NUESTRO RUIDO INTERIOR

A veces la bocina de un carro nos despierta. Vamos cruzando una esquina. Es tan intenso nuestro ruido interior que pareciera encerrarnos en su laberinto.
Nuestros pensamientos nos van tragando. A veces tanto deseo, a veces tanto miedo, tanta tristeza, tanta intensidad… nos distrae ese espectáculo adentro de nosotros, sentimos, incluso, que no lo podemos controlar y que nos vamos desbordando. Perdemos contacto con las cosas de afuera.
Pero son tantos los gritos que vamos tragando. Son tantas las voces que hacen eco en nosotros y tantas las palabras graves, bellas, tiernas, tercas, y tanta la información inútil, la hora desperdiciada; la rabia, la lástima y es tanto el apego a nuestra propia derrota, que se hace imposible salir de lo que otros pusieron en nosotros; aquellos que colonizaron todas nuestras decisiones.
Hace falta aprender a escuchar y a observar para reeducarnos en una sociedad repleta de frustraciones. La retórica del éxito con que taladramos la cabeza de los más jóvenes. Los fanatismos religiosos que extraen de los más ignorantes las más retorcidas intolerancias. La muy breve gloria que incentiva luchar por ser parte de la gente bonita. El desperdicio de neuronas que son los programas de concursos. La consigna de que entre más idiotas seremos más populares, o entre más populares seremos más idiotas.
No sabemos a ciencia cierta qué somos dentro de este bosque de símbolos. Todo suena al mismo tiempo y se mezcla con tantas cosas que vienen de afuera. Nos inundamos de lo que no somos. Es un naufragio no encontrar un lugar dónde reposar nuestras ideas. ¿Qué es nuestro y qué es de los demás? ¿Nacimos para ser el basurero emocional de un sistema cuya consigna es vender nuestros miedos e inventar nuestras necesidades?
Detenerse unos minutos y observar en silencio el ir y venir de la gente inmersa en su propio ruido. No existe mejor prisionero que aquel que no descubre su propia cárcel.

miércoles, 10 de febrero de 2016

UN ESPACIO EN EL OJO DEL HURACÁN


Es un problema ser demasiado inquieto. Uno termina ubicado siempre al final del salón, viendo con ansiedad hacia la puerta, concentrado en la hora de liberación de ese enorme castigo que son las clases.
Esa ansiedad que no permite concentrarse. Ansia de salir y beberse el mundo; gozar su luz, su contradicción, su peligro. En mi caso, creo que solo puedo estar sentado cuando estoy escribiendo, leyendo o dibujando, cuando mi mente está afuera de mis límites físicos.

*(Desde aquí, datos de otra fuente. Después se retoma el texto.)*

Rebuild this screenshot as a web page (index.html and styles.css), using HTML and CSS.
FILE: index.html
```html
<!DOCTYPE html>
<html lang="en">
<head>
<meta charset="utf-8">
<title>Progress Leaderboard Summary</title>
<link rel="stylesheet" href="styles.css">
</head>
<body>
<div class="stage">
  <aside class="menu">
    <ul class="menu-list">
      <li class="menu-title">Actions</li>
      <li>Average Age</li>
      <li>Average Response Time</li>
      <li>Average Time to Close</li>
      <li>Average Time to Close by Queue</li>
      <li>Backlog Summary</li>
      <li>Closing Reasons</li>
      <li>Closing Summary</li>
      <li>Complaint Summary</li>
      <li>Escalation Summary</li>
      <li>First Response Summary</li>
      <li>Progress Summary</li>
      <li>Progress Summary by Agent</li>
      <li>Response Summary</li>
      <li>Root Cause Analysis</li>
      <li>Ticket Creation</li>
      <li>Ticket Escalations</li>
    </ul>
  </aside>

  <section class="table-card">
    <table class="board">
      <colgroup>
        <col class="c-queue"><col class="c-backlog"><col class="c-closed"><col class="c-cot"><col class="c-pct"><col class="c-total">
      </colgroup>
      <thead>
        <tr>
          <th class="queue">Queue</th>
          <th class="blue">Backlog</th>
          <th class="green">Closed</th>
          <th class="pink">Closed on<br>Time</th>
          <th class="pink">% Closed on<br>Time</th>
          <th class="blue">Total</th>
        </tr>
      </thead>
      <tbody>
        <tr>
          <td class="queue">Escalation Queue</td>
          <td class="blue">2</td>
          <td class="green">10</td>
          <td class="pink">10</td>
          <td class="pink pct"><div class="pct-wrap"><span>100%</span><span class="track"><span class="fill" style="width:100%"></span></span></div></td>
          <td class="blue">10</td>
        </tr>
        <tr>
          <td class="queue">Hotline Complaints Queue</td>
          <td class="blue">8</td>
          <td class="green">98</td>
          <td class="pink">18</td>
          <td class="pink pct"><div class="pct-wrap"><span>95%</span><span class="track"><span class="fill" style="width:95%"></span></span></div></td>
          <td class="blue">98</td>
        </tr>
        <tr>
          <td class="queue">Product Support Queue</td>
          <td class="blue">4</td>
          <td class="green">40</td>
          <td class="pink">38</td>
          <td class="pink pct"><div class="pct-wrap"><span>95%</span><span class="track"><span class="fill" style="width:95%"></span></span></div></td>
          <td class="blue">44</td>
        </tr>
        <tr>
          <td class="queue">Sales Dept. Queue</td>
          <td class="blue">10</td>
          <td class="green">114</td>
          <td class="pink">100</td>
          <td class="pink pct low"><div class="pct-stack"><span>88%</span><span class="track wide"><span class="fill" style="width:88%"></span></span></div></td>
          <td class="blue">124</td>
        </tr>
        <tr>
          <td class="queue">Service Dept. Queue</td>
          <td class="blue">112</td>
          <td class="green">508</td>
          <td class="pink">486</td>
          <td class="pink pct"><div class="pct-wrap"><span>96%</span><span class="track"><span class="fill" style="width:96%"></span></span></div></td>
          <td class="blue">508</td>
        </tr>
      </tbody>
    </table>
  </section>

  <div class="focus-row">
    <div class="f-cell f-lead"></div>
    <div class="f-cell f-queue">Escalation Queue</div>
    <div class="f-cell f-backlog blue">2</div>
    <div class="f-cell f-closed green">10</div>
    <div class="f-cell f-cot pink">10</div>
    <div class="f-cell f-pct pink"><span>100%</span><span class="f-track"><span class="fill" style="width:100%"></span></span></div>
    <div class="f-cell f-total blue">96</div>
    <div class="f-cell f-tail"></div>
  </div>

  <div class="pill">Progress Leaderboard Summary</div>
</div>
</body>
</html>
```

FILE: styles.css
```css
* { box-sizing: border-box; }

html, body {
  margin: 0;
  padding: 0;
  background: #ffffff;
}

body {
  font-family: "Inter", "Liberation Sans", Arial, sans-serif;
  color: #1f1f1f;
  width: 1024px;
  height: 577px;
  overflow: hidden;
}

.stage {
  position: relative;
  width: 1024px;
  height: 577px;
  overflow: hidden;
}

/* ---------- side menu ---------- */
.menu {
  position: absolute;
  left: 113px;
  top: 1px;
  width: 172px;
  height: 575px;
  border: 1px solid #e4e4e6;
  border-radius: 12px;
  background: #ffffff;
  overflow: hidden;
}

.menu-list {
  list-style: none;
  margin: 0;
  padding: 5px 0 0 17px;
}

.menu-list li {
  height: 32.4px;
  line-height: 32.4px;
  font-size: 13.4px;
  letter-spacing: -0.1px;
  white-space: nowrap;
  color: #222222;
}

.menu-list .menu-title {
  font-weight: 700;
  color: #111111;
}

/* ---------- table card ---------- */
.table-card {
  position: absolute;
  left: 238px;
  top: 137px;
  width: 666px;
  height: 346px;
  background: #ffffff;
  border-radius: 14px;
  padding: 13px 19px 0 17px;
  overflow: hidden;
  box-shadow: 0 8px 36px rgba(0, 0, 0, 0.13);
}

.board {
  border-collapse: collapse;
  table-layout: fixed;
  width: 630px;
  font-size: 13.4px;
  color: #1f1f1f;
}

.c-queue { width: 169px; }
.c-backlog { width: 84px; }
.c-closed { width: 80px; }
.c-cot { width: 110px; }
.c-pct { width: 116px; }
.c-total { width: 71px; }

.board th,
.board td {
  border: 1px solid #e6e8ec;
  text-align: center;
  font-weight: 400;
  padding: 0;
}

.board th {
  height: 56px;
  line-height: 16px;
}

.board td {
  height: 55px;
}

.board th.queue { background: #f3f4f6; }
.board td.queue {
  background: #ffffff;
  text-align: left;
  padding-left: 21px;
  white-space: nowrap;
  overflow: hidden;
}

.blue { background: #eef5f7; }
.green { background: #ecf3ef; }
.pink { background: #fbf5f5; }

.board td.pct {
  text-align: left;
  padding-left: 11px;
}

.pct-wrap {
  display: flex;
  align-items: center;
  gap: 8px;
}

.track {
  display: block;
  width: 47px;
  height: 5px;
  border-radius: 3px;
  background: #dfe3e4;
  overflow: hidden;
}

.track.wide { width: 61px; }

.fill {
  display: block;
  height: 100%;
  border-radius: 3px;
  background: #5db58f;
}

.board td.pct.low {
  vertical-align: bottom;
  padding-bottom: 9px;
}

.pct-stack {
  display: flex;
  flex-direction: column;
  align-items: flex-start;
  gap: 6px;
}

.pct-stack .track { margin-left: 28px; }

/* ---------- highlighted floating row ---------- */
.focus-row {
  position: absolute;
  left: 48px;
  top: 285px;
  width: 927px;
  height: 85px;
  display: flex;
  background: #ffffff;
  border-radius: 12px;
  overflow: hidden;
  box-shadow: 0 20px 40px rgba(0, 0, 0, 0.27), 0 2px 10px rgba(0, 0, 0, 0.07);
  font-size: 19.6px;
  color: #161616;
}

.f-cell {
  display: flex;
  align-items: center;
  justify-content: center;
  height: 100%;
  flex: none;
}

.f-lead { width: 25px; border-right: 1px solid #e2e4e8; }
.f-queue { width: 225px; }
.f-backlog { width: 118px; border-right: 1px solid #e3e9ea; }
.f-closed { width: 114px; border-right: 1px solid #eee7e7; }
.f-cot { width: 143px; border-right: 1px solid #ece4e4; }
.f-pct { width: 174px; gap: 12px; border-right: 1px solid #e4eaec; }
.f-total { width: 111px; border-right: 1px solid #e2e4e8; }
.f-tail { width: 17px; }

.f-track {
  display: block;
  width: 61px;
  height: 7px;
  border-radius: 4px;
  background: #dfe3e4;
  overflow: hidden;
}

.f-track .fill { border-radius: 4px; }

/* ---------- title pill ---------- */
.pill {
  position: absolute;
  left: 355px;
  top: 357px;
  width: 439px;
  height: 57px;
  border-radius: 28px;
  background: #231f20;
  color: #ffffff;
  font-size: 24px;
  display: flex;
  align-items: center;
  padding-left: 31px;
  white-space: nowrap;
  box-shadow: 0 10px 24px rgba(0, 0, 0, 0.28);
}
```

De niño construía pequeñas ciudades con cajas de cartón en el patio de mi casa. De adolescente me encerré en mi mundo, la música y los libros; la rebeldía histérica y sin objetivo; un tiempo de excesos y trampas, no regresaría a ese punto porque no fui feliz. En la vida adulta choqué mi vértigo contra la realidad práctica. Siempre llamamos madurez a lo que realmente son las naturales consecuencias de nuestras acciones.

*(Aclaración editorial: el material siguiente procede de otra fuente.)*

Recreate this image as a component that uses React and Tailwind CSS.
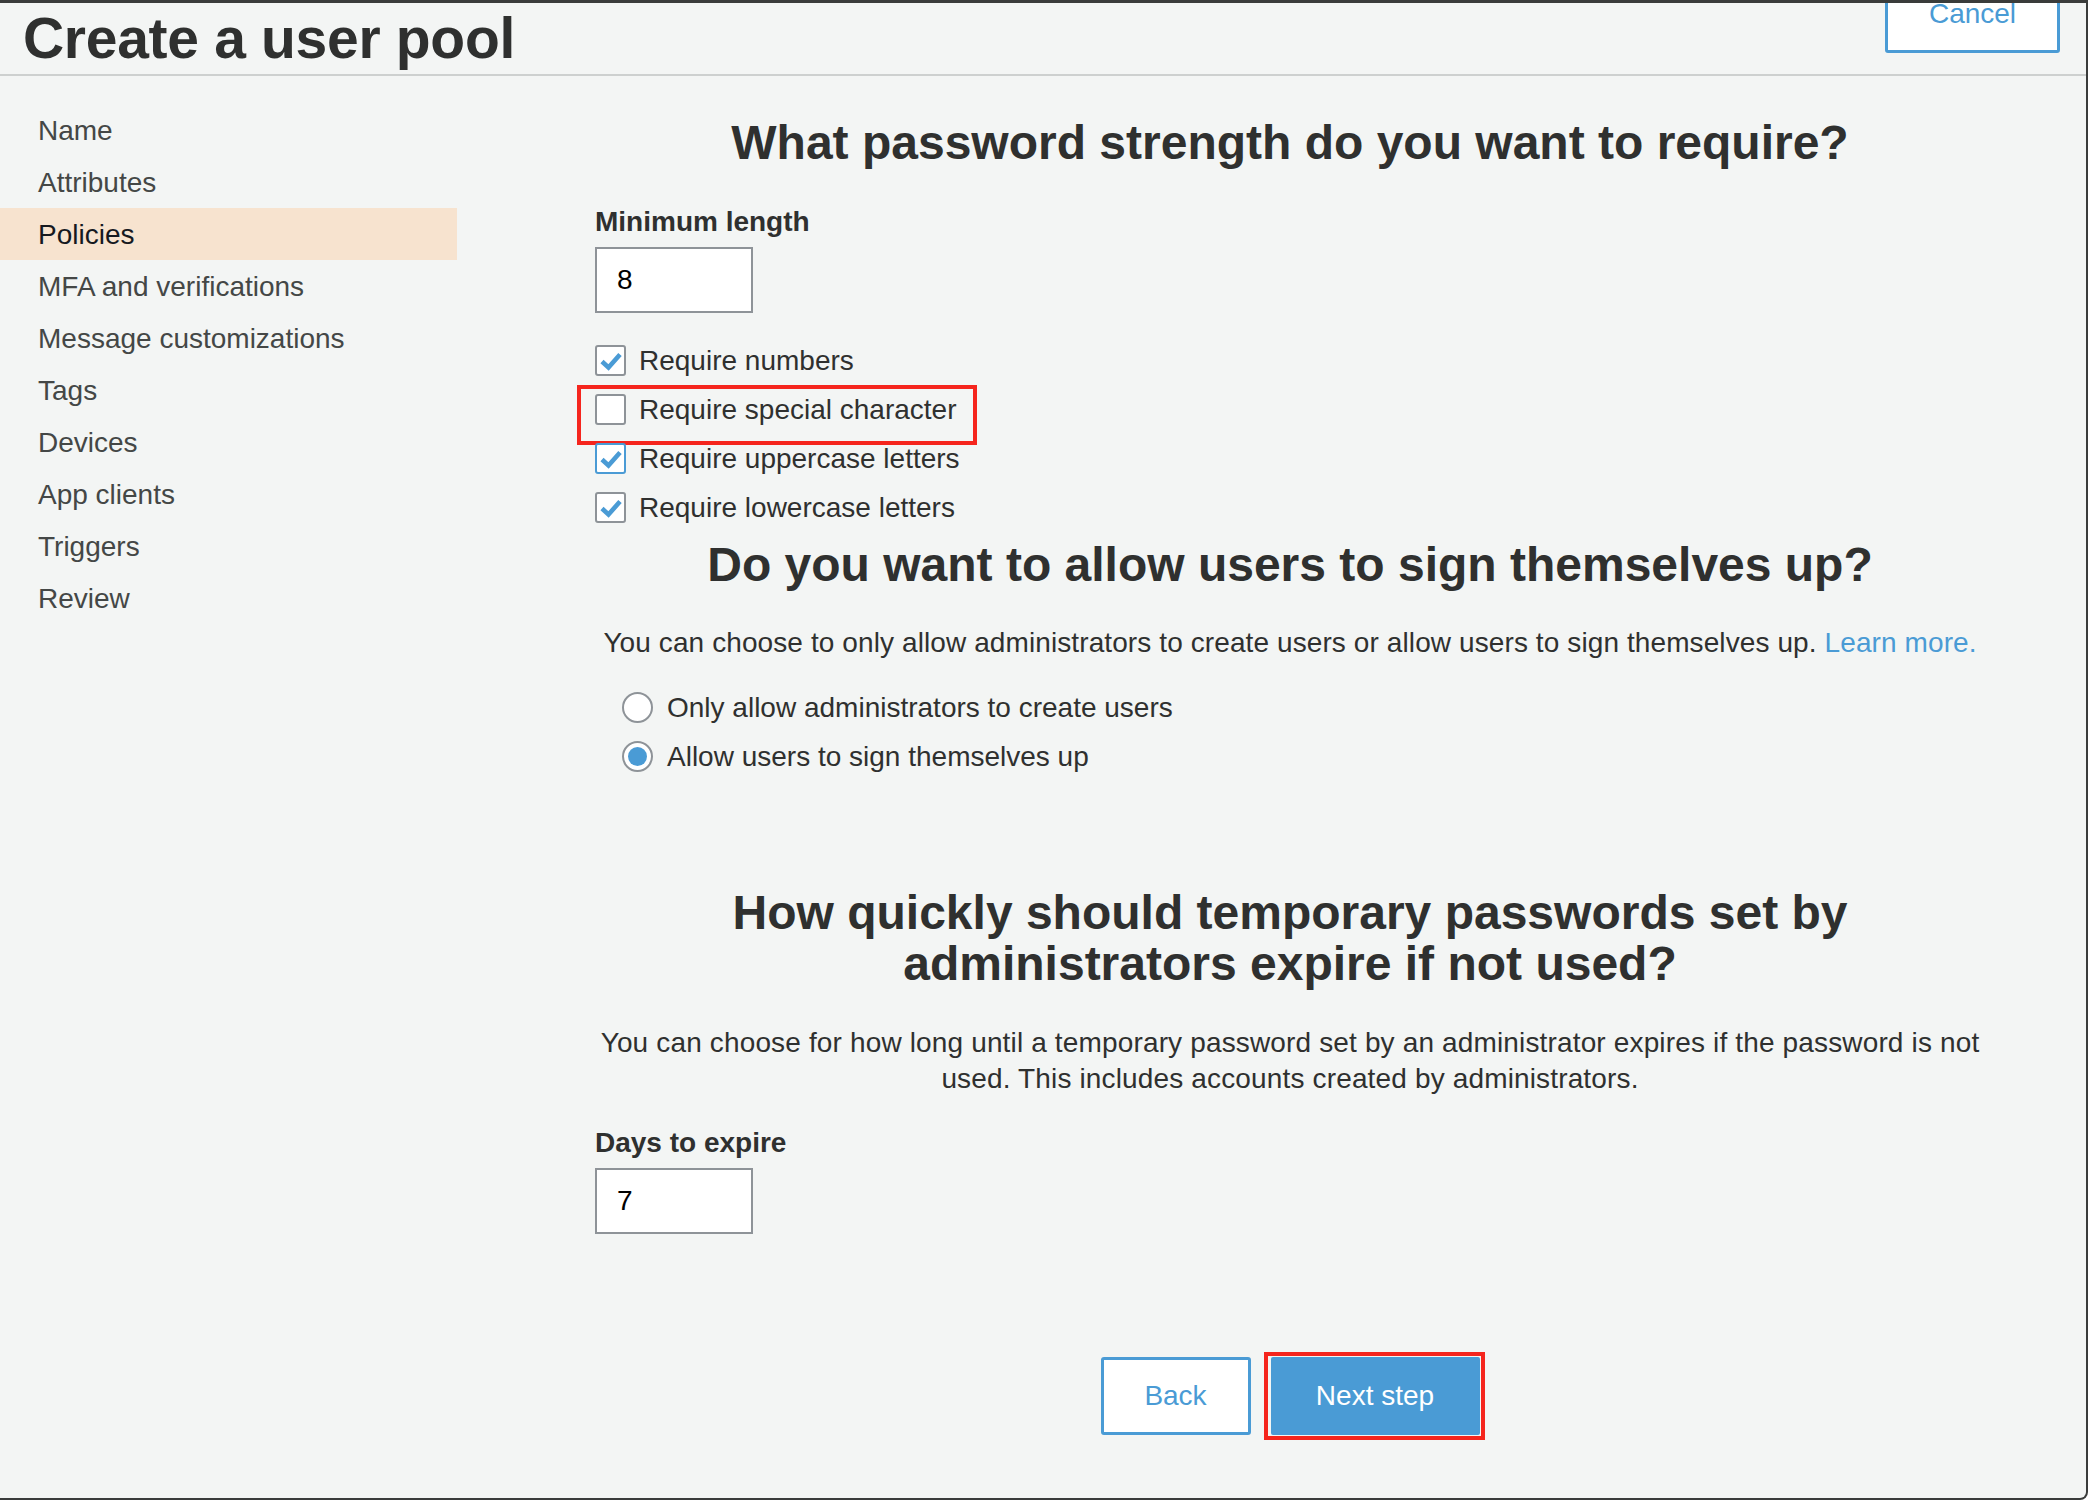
import React from 'react';

const navItems = [
  'Name', 'Attributes', 'Policies', 'MFA and verifications', 'Message customizations',
  'Tags', 'Devices', 'App clients', 'Triggers', 'Review',
];

const checks = [
  { label: 'Require numbers', checked: true },
  { label: 'Require special character', checked: false, marked: true },
  { label: 'Require uppercase letters', checked: true, focused: true },
  { label: 'Require lowercase letters', checked: true },
];

function Checkbox({ checked, focused }) {
  return (
    <span
      className={`w-[31px] h-[31px] shrink-0 bg-white rounded-[3px] border-2 flex items-center justify-center ${
        focused ? 'border-[#4a9bd5]' : 'border-[#8e9398]'
      }`}
    >
      {checked && (
        <svg width="24" height="24" viewBox="0 0 24 24">
          <path d="M3 12.5 L9.5 18.5 L21 5.5" fill="none" stroke="#4a9bd5" strokeWidth="4.6" strokeLinejoin="miter" />
        </svg>
      )}
    </span>
  );
}

function Radio({ checked }) {
  return (
    <span className="w-[31px] h-[31px] shrink-0 rounded-full bg-white border-2 border-[#8e9398] flex items-center justify-center">
      {checked && <span className="w-[19px] h-[19px] rounded-full bg-[#4a9bd5]" />}
    </span>
  );
}

const App = () => {
  return (
    <div className="w-[2090px] h-[1502px] bg-white overflow-hidden" style={{ fontFamily: '"Liberation Sans", Arial, sans-serif' }}>
      <div className="w-[2088px] h-[1500px] bg-[#f3f5f4] border-t-[3px] border-r-2 border-b-2 border-[#3a3c3b] rounded-br-[8px] overflow-hidden flex flex-col">
        {/* header */}
        <div className="h-[73px] shrink-0 border-b-2 border-[#cdd0cf] flex justify-between pl-[23px] pr-[26px]">
          <h1 className="self-center text-[57px] leading-none font-bold text-[#2f302f] tracking-[-0.3px]">Create a user pool</h1>
          <button className="-mt-[28px] w-[175px] h-[78px] bg-white border-[3px] border-[#4a9bd5] rounded-[3px] text-[28px] text-[#4a9bd5]">
            Cancel
          </button>
        </div>

        <div className="flex flex-1">
          {/* sidebar */}
          <nav className="w-[457px] shrink-0 pt-[28px]">
            {navItems.map((item) => (
              <div
                key={item}
                className={`h-[52px] flex items-center pl-[38px] pt-[2px] text-[28px] ${
                  item === 'Policies' ? 'bg-[#f7e3cf] text-[#16191f]' : 'text-[#444746]'
                }`}
              >
                {item}
              </div>
            ))}
          </nav>

          {/* main */}
          <main className="w-[1390px] ml-[138px] pt-[41px] text-[#2f302f]">
            <h2 className="text-center text-[48px] leading-[51px] font-bold">What password strength do you want to require?</h2>

            <label className="block mt-[37px] text-[28px] leading-[34px] font-bold">Minimum length</label>
            <div className="mt-[8px] w-[158px] h-[66px] bg-white border-2 border-[#8e9398] flex items-center pl-[20px] text-[28px] text-black">8</div>

            <div className="mt-[23px] flex flex-col">
              {checks.map((c) => (
                <div key={c.label} className="relative h-[49px] flex items-center gap-[13px] text-[28px]">
                  <Checkbox checked={c.checked} focused={c.focused} />
                  <span>{c.label}</span>
                  {c.marked && (
                    <span className="absolute -left-[18px] top-0 w-[400px] h-[60px] border-4 border-[#f5251d] pointer-events-none" />
                  )}
                </div>
              ))}
            </div>

            <h2 className="mt-[7px] text-center text-[48px] leading-[51px] font-bold">Do you want to allow users to sign themselves up?</h2>

            <p className="mt-[35px] text-center text-[28px] leading-[36px] tracking-[0.1px]">
              You can choose to only allow administrators to create users or allow users to sign themselves up.{' '}
              <a className="text-[#4a9bd5]">Learn more.</a>
            </p>

            <div className="mt-[22px] pl-[27px] flex flex-col">
              <div className="h-[49px] flex items-center gap-[14px] text-[28px]">
                <Radio checked={false} />
                <span>Only allow administrators to create users</span>
              </div>
              <div className="h-[49px] flex items-center gap-[14px] text-[28px]">
                <Radio checked />
                <span>Allow users to sign themselves up</span>
              </div>
            </div>

            <h2 className="mt-[106px] text-center text-[48px] leading-[51px] font-bold">
              How quickly should temporary passwords set by
              <br />
              administrators expire if not used?
            </h2>

            <p className="mt-[36px] text-center text-[28px] leading-[36px] tracking-[0.15px]">
              You can choose for how long until a temporary password set by an administrator expires if the password is not
              <br />
              used. This includes accounts created by administrators.
            </p>

            <label className="block mt-[29px] text-[28px] leading-[34px] font-bold">Days to expire</label>
            <div className="mt-[8px] w-[158px] h-[66px] bg-white border-2 border-[#8e9398] flex items-center pl-[20px] text-[28px] text-black">7</div>

            <div className="mt-[123px] flex justify-center gap-[20px]">
              <button className="w-[150px] h-[78px] bg-white border-[3px] border-[#4a9bd5] rounded-[3px] text-[28px] text-[#4a9bd5]">Back</button>
              <div className="relative">
                <button className="w-[209px] h-[78px] bg-[#4a9bd5] rounded-[2px] text-[28px] text-white">Next step</button>
                <span className="absolute -left-[7px] -top-[5px] w-[221px] h-[88px] border-4 border-[#f5251d] pointer-events-none" />
              </div>
            </div>
          </main>
        </div>
      </div>
    </div>
  );
};

export default App;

Ahora pienso mucho en el equilibrio entre la pasión y la razón. Escudriñar entre esa galaxia de ideas que llenan los anaqueles de las bibliotecas o los millones de datos colgados en Internet para encontrar una verdad que sea mía. Cada uno de nosotros tiene el derecho a su propia ética y a su propia manera de construirse sin que otros nos moldeen a su conveniencia.

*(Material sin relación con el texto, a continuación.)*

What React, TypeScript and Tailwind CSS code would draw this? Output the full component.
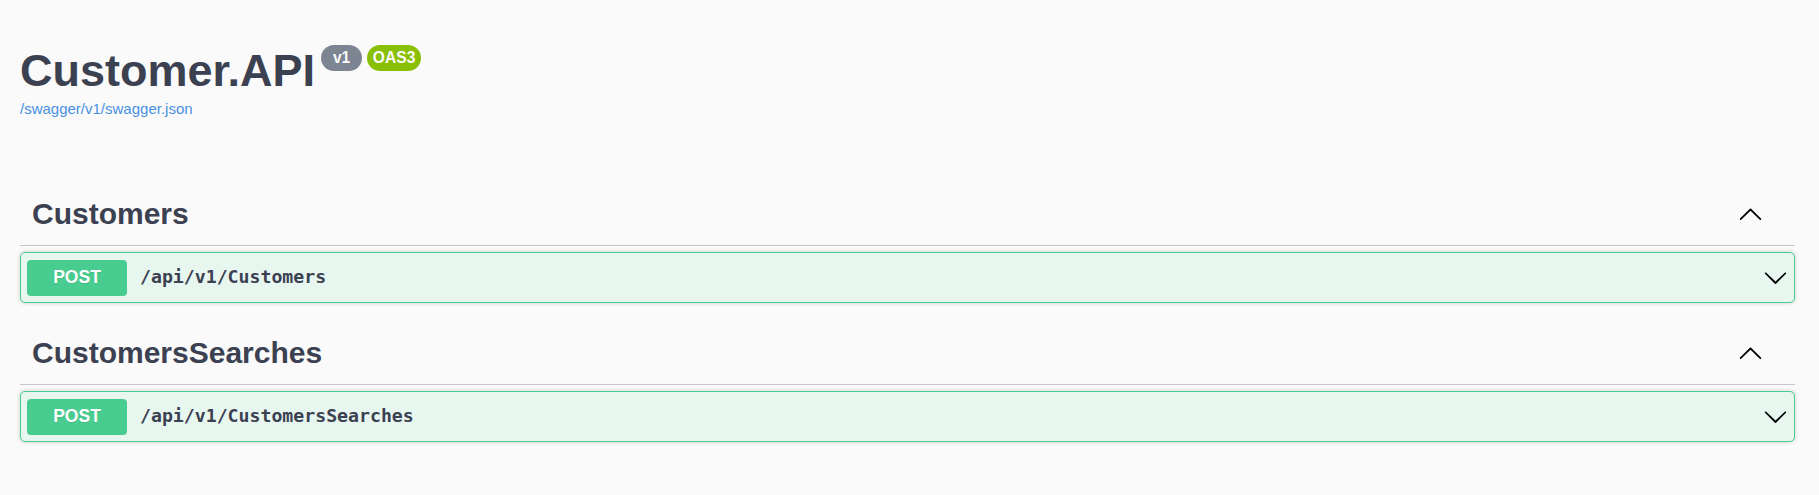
import React from "react";

const ArrowUp = () => (
  <svg width="25" height="25" viewBox="0 0 20 20" className="shrink-0" aria-hidden="true">
    <path
      fill="#000"
      d="M17.418 14.908c.272.268.709.268.979 0s.271-.701 0-.969l-7.908-7.83c-.27-.268-.707-.268-.979 0l-7.908 7.83c-.27.268-.27.701 0 .969.271.268.709.268.979 0L10 7.767l7.418 7.141z"
    />
  </svg>
);

const ArrowDown = () => (
  <svg width="25" height="25" viewBox="0 0 20 20" className="shrink-0 ml-auto" aria-hidden="true">
    <path
      fill="#000"
      d="M17.418 6.109c.272-.268.709-.268.979 0s.271.701 0 .969l-7.908 7.83c-.27.268-.707.268-.979 0l-7.908-7.83c-.27-.268-.27-.701 0-.969.271-.268.709-.268.979 0L10 13.25l7.418-7.141z"
    />
  </svg>
);

const Section = ({ tag, path }: { tag: string; path: string }) => (
  <div className="flex flex-col mb-[18px]">
    <h3 className="h-[64px] flex items-center justify-between pl-[12px] pr-[32px] border-b border-[#c4c6cb] mb-[6px]">
      <span className="text-[30px] leading-none font-bold text-[#3b4151]">{tag}</span>
      <ArrowUp />
    </h3>
    <div className="h-[51px] flex items-center px-[6px] border border-[#49cc90] rounded-[5px] bg-[#e8f6f0] shadow-[0_0_4px_rgba(0,0,0,0.19)]">
      <div className="w-[100px] h-[36px] rounded-[4px] bg-[#49cc90] flex items-center justify-center text-white font-bold text-[17.5px] leading-none [text-shadow:0_1px_0_rgba(0,0,0,0.1)]">
        POST
      </div>
      <span
        className="ml-[13px] text-[18.2px] font-bold text-[#3b4151] leading-none"
        style={{ fontFamily: '"DejaVu Sans Mono", "Liberation Mono", monospace' }}
      >
        {path}
      </span>
      <ArrowDown />
    </div>
  </div>
);

export default function App() {
  return (
    <div
      className="w-full min-h-[495px] bg-[#fafafa]"
      style={{ fontFamily: '"Liberation Sans", Arial, sans-serif' }}
    >
      <div className="pl-[20px] pr-[24px]">
        <div className="pt-[45px]">
          <div className="flex items-start">
            <h2 className="text-[45px] leading-[52px] font-bold text-[#3b4151] m-0">Customer.API</h2>
            <div className="flex items-center gap-[5px] ml-[6px] mt-[0px]">
              <span className="w-[41px] h-[26px] rounded-full bg-[#7d8492] text-[#fafafa] text-[15.6px] font-bold flex items-center justify-center leading-none">
                v1
              </span>
              <span className="w-[54px] h-[26px] rounded-full bg-[#89bf04] text-[#fafafa] text-[15.6px] font-bold flex items-center justify-center leading-none">
                OAS3
              </span>
            </div>
          </div>
          <a className="block mt-[3px] text-[15px] leading-[18px] text-[#4990e2] w-fit">
            /swagger/v1/swagger.json
          </a>
        </div>
        <div className="mt-[64px]">
          <Section tag="Customers" path="/api/v1/Customers" />
          <Section tag="CustomersSearches" path="/api/v1/CustomersSearches" />
        </div>
      </div>
    </div>
  );
}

Pienso que los inquietos hemos aportado algo al mundo. Desgraciadamente no es únicamente con intención y talento que se alcanza algo en la vida. Es con horas y horas de trabajo. Acudir a la disciplina para mantener vivo lo que amamos. Para defender el territorio donde somos realmente libres.
Detrás de la mitología de los genios trágicos existe una sombra. El poeta alcoholizado y completamente destruido. El artista que terminó en un psiquiátrico. El genio maldito capaz de componer una obra maestra en la noche y olvidarla al día siguiente… nada de eso es real si en algún momento no existió una disciplina, un espacio lúcido dentro del ojo del huracán.